そこで新たな研究では、ワープドライブを運用する恒星間文明でも、飛行機やロケットのような事故が起きているはずだと考えました。
異星人がどんなに優れた存在であっても、事故をなくすことはできないはずからです。
また調査対象を「事故」に限定したのにも理由はあります。
ワープバブルは安定して維持されている場合には、重力波などを発さないと考えられており探知することは困難です。
しかしワープバブルが制御を失い崩壊した場合、観測可能な重力波を放出する可能性があります。
そこで研究者たちは数値計算によってワープバブルが崩壊したときに、どのような現象が起こるかをシミュレーションで調べてみました。
先にも述べたように、ワープバブルは相対性理論で説明可能な現象であるため、崩壊したときの影響も相対性理論をベースにした仮想世界で予測することが可能です。

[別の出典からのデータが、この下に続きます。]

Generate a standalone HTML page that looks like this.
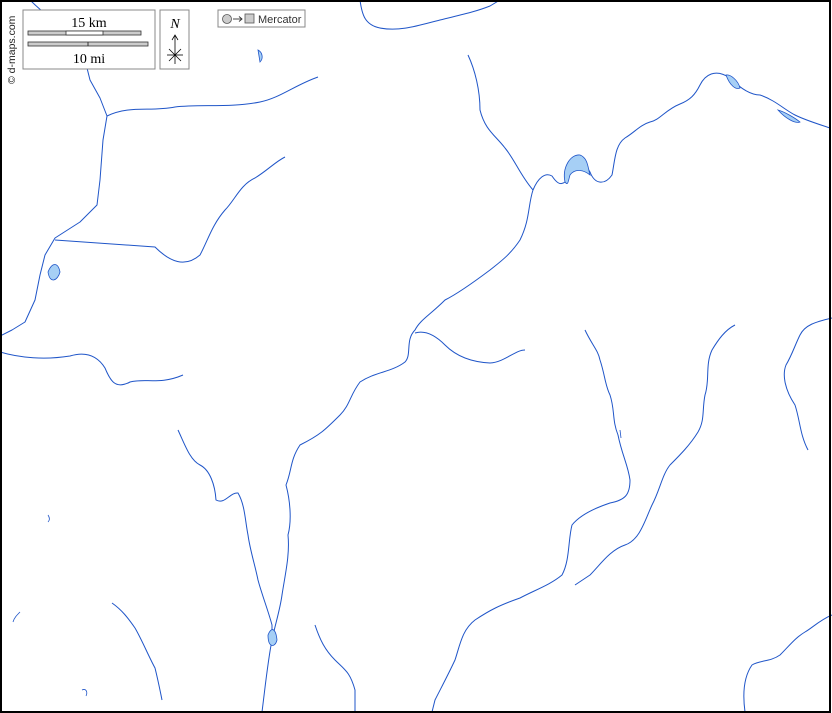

すると、ワープバブルの崩壊直後に負の物質エネルギーの波が放出され、その後、爆心地から正と不のエネルギーの波が交互に発せられることが明らかになりました。
上の図はその様子を示しています。
また崩壊したワープバブルの残骸からは、重力波のバーストも放出され、物質エネルギーの波とほぼ同じ速度で拡散していくことが示されました。
こちらの図では爆心地から重力波が広がっていく様子が示されています。